# Sigma ring generated by the class of compact subsets of X

In P Halmos measure theory book it written

A Sigma ring S generated by C, the class of compact subsets of X where X is locally compact Hausdorff Space. Then S has open set and sets of S is called Borel Sets.

I am very confused. How a sigma ring generated by the class of compact set has open set.

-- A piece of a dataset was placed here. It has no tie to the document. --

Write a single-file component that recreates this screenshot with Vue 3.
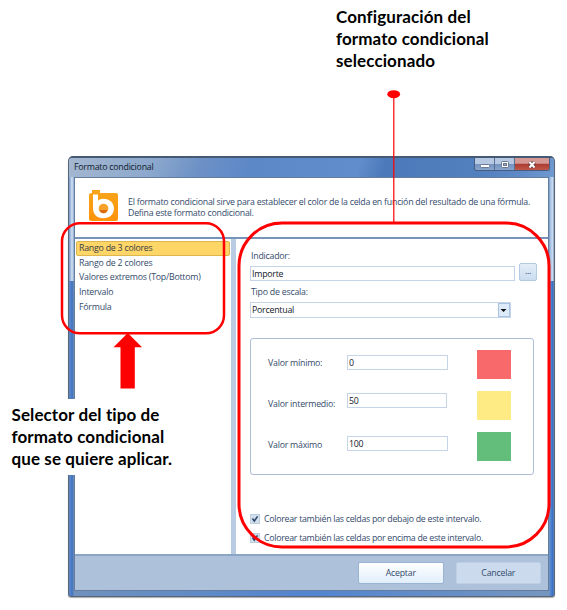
<script setup>
import { ref } from 'vue'

const formats = ['Rango de 3 colores', 'Rango de 2 colores', 'Valores extremos (Top/Bottom)', 'Intervalo', 'Fórmula']
const selected = ref(0)
const indicator = ref('Importe')
const values = ref([
  { label: 'Valor mínimo:', value: '0', tone: 'red' },
  { label: 'Valor intermedio:', value: '50', tone: 'yellow' },
  { label: 'Valor máximo', value: '100', tone: 'green' },
])
const options = [
  'Colorear también las celdas por debajo de este intervalo.',
  'Colorear también las celdas por encima de este intervalo.',
]
</script>

<template>
  <main class="stage">
    <section class="dialog">
      <header class="titlebar">
        <span class="title">Formato condicional</span>
        <div class="controls">
          <span class="ctl"><svg width="20" height="13"><rect x="5.5" y="6.5" width="9" height="3" rx="1" fill="#fff" stroke="#6b7a92" /></svg></span>
          <span class="ctl"><svg width="20" height="13"><rect x="6.5" y="3.5" width="7" height="6" rx="1" fill="#fff" stroke="#6b7a92" /><rect x="8.5" y="5.5" width="3" height="2" fill="#91a7c8" stroke="#6b7a92" /></svg></span>
          <span class="ctl close"><svg width="34" height="13"><path d="M14.5 4l5 5.5M19.5 4l-5 5.5" stroke="#643c42" stroke-width="3.4" /><path d="M14.5 4l5 5.5M19.5 4l-5 5.5" stroke="#fff" stroke-width="2" /></svg></span>
        </div>
      </header>
      <div class="client">
        <div class="intro">
          <svg class="logo" width="30" height="34" viewBox="0 0 30 34">
            <defs><linearGradient id="orange" x2="0" y2="1"><stop stop-color="#f7a51c" /><stop offset="1" stop-color="#ff9208" /></linearGradient></defs>
            <path d="M3 0h8v3h16q2 0 2 2v24q0 2-2 2H2q-2 0-2-2V5q0-2 3-2z" fill="url(#orange)" />
            <path d="M4 4.500h5v6q2-1.800 5.300-1.800c6.500 0 10.700 4.300 10.700 9.800s-4.200 9.800-10.700 9.800S4 24 4 18.500z" fill="#fff" />
            <circle cx="14.500" cy="18.500" r="4.800" fill="#f7a229" />
            <path d="M10.500 20h8q-1.400 3.200-4 3.200T10.500 20" fill="#dc6a12" />
            <path d="M1 33h27" stroke="#fff0d5" stroke-width="2" />
          </svg>
          <p>El formato condicional sirve para establecer el color de la celda en función del resultado de una fórmula.<br>Defina este formato condicional.</p>
        </div>
        <div class="body">
          <ul class="formats">
            <li v-for="(f, i) in formats" :key="f" :class="{ active: i === selected }" @click="selected = i">{{ f }}</li>
          </ul>
          <div class="settings">
            <label class="caption">Indicador:</label>
            <div class="picker">
              <input v-model="indicator" class="field">
              <button class="browse">...</button>
            </div>
            <label class="caption scale">Tipo de escala:</label>
            <div class="select"><span>Porcentual</span><i><svg width="9" height="12"><path d="M1.500 5h6L4.500 8z" fill="#111" /></svg></i></div>
            <div class="group">
              <div v-for="v in values" :key="v.label" class="value-row" :class="v.tone">
                <label>{{ v.label }}</label>
                <input v-model="v.value" class="field">
                <span class="swatch"></span>
              </div>
            </div>
            <div class="options">
              <label v-for="o in options" :key="o">
                <svg width="10" height="10"><rect x=".5" y=".5" width="9" height="9" fill="#d2deeb" stroke="#bdcede" /><path d="M2.500 4.500L4.300 7.200 7.500 2.300" fill="none" stroke="#294264" stroke-width="1.500" /></svg>
                <span>{{ o }}</span>
              </label>
            </div>
          </div>
        </div>
        <footer>
          <button class="accept">Aceptar</button>
          <button class="cancel">Cancelar</button>
        </footer>
      </div>
    </section>

    <svg class="marks" width="567" height="610" fill="none" stroke="#f00">
      <rect x="62" y="223.300" width="162" height="110" rx="18" stroke-width="2.500" />
      <rect x="239" y="223" width="310" height="324" rx="43" stroke-width="3" />
      <path d="M393.800 94V223" stroke-width="1.200" />
      <ellipse cx="393.700" cy="94.200" rx="6.400" ry="4" fill="#f00" stroke="none" />
      <path d="M127.800 333L142 347.300h-7.200V388.500h-14.300V347.300H113.500z" fill="#f00" stroke="none" />
    </svg>
    <p class="note config">Configuración del<br>formato condicional<br>seleccionado</p>
    <p class="note selector">Selector del tipo de<br>formato condicional<br>que se quiere aplicar.</p>
  </main>
</template>

<style>
body { margin: 0; background: #fff; }
</style>

<style scoped>
* { box-sizing: border-box; }
.stage { position: relative; width: 567px; height: 610px; padding: 156px 0 0 68px; overflow: hidden; background: #fff; font-family: "Open Sans", sans-serif; font-size: 8.8px; letter-spacing: -.235px; color: #344b6c; }
p, ul { margin: 0; padding: 0; }
input, button { font: inherit; letter-spacing: inherit; color: inherit; margin: 0; }
.dialog { width: 487px; height: 441px; padding: 0 5px 5px; display: flex; flex-direction: column; border: 1px solid #59677b; border-top: 2px solid #465973; border-radius: 5px 5px 3px 3px; background: linear-gradient(90deg, #7496c4 0, #d3e2f5 3px, #8ba8cf 5px, transparent 5px, transparent 480px, #a0bbdf 481px, #d2e1f4 484px, #607da8 485px) 0 0 / 100% 123px no-repeat, linear-gradient(90deg, #6385b9 0, #4f83d0 2px, #3e6fbc 3px, #7091bc 5px, #5284d0 50%, #7596bf 480px, #4d84d4 482px, #356bbc 484px, #7293be 485px); box-shadow: 0 1px 1px #aaa; }
.titlebar { flex: 0 0 19px; margin: 0 -5px; padding: 0 4px 0 5px; display: flex; justify-content: space-between; border-radius: 3px 3px 0 0; background: linear-gradient(110deg, #a4b7d0 0, #8ca8cd 80px, #6d91c6 125px, #5c88c8 175px, #618dcc 275px, #4c79b9 300px, #527fbd 390px, #5f8ac8 430px, #719ace 100%); }
.title { padding-top: 3px; line-height: 13px; color: #101b2c; }
.controls { display: flex; height: 13px; border: 1px solid #465e83; border-top: 0; border-radius: 0 0 3px 3px; overflow: hidden; }
.ctl { display: block; width: 20px; height: 13px; background: linear-gradient(#b7c9e2 45%, #7593bf 50%, #8da9d0); border-right: 1px solid #546f98; }
.ctl.close { width: 34px; border: 0; background: linear-gradient(#d59893 40%, #ad3d33 50%, #c35b4c); }
.ctl svg { display: block; }
.client { flex: 1; min-height: 0; border: 1px solid #647d9f; background: #fff; display: flex; flex-direction: column; }
.intro { flex: 0 0 61px; display: flex; padding: 12px 0 0 14px; border-bottom: 2px solid #7793b7; }
.intro p { padding-top: 7px; margin-left: 9px; line-height: 11.200px; white-space: nowrap; }
.logo { flex: none; }
.body { flex: 0 0 315px; display: flex; }
.formats { width: 156px; padding: 2px 1px; list-style: none; }
.formats li { height: 14.700px; line-height: 13px; padding-left: 2px; border: 1px solid transparent; border-radius: 2px; }
.formats .active { background: #fed667; border-color: #dfb64d; color: #393d45; }
.settings { flex: 1; min-width: 0; border-left: 5px solid #b9cce4; padding: 11px 10px 0 14px; display: flex; flex-direction: column; }
.caption { height: 12px; line-height: 12px; padding-left: 1px; }
.picker { display: flex; gap: 4px; align-items: flex-end; height: 20px; margin-top: -1px; }
.field, .select { border: 1px solid #c5d4e7; background: #fff; color: #14181f; outline: none; }
.picker .field { width: 265px; height: 15px; padding: 0 1px; }
.browse { width: 18px; height: 18px; margin-bottom: 0; padding: 0 0 3px; border: 1px solid #b4c9e3; border-radius: 2px; background: linear-gradient(#e3edf8, #cbdcf0); line-height: 12px; }
.scale { margin-top: 5px; }
.select { width: 261px; height: 16px; display: flex; justify-content: space-between; margin-top: 4px; padding-left: 1px; line-height: 14px; }
.select i { width: 12px; height: 14px; border: 1px solid #abc2dd; background: #dceafa; }
.select svg { display: block; }
.group { width: 284px; height: 137px; margin-top: 20px; padding: 11px 21px 0 17px; border: 1px solid #aebed5; border-radius: 3px; }
.value-row { display: grid; grid-template-columns: 79px 101px 34px; height: 41px; align-items: start; }
.value-row label { padding-top: 7px; line-height: 12px; white-space: nowrap; }
.value-row .field { width: 101px; height: 15px; margin-top: 5px; padding: 0 1px; }
.yellow .field { width: 100px; margin-top: 2px; }
.green .field { margin-top: 4px; }
.swatch { width: 34px; height: 29px; margin-left: 29px; background: #f8696b; }
.yellow .swatch { background: #ffeb84; }
.green .swatch { background: #63be7b; }
.options { margin-top: 34px; }
.options label { display: flex; align-items: center; gap: 4px; height: 19.500px; white-space: nowrap; letter-spacing: -.28px; }
footer { flex: 1; display: flex; gap: 12px; padding: 6px 7px 0 283px; border-top: 2px solid #8ba5c5; background: #adc1db; }
footer button { width: 86px; height: 22px; border: 1px solid #9ab5d4; border-radius: 2px; padding: 0; background: linear-gradient(#fff, #e1eefb); }
footer .cancel { background: #cbdbed; border-color: #bdd0e6; }
.marks { position: absolute; left: 0; top: 0; }
.note { position: absolute; background: #fff; font: bold 17px/22px Lato, sans-serif; letter-spacing: .1px; font-variant-ligatures: none; color: #000; white-space: nowrap; }
.config { left: 336px; top: 6px; }
.selector { left: 0; top: 399px; width: 190px; height: 76px; padding: 5px 0 0 11.500px; }
</style>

P Halmos Measure theory book:

Looking at the linked excerpt, it appears you may be misinterpreting Halmos here. He is not claiming that $$\mathbf S$$ contains every open set. He is specifically defining $$\mathbf U$$ to be the class of open sets contained in $$\mathbf S$$, so clearly he anticipates not every open set necessarily belongs to $$\mathbf S$$.
Now, certainly there are some open sets in $$\mathbf{S}$$, and in fact you can conclude that every relatively compact open set is in $$\mathbf{S}$$, since such a set's boundary and closure lie in $$\mathbf{S}$$.
If the claim were that all open sets are in $$\mathbf S$$, then this would indeed be false without additional countability assumptions. However, that does not appear to be what Halmos is claiming.
To see that in general, we can't expect $$\mathbf S$$ to contain all open sets, let $$\omega_1$$ be the first uncountable ordinal (aka, the set of countable ordinals), equipped with the order topology. Then $$\omega_1$$ is locally compact Hausdorff, (for each $$\alpha\in \omega_1$$, $$[0,\alpha]$$ is a compact neighborhood), yet compact subsets of $$\omega_1$$ must be bounded, since if $$A\subseteq \omega_1$$ is unbounded, then the open cover $$\{[0,\alpha]\mid \alpha\in A\}$$ has no finite subcover.
Therefore each compact set is countable, and so every member of $$\mathbf S$$ is countable. In particular, $$\mathbf S$$ cannot contain any unbounded open set, such as $$\omega_1$$ itself, for example.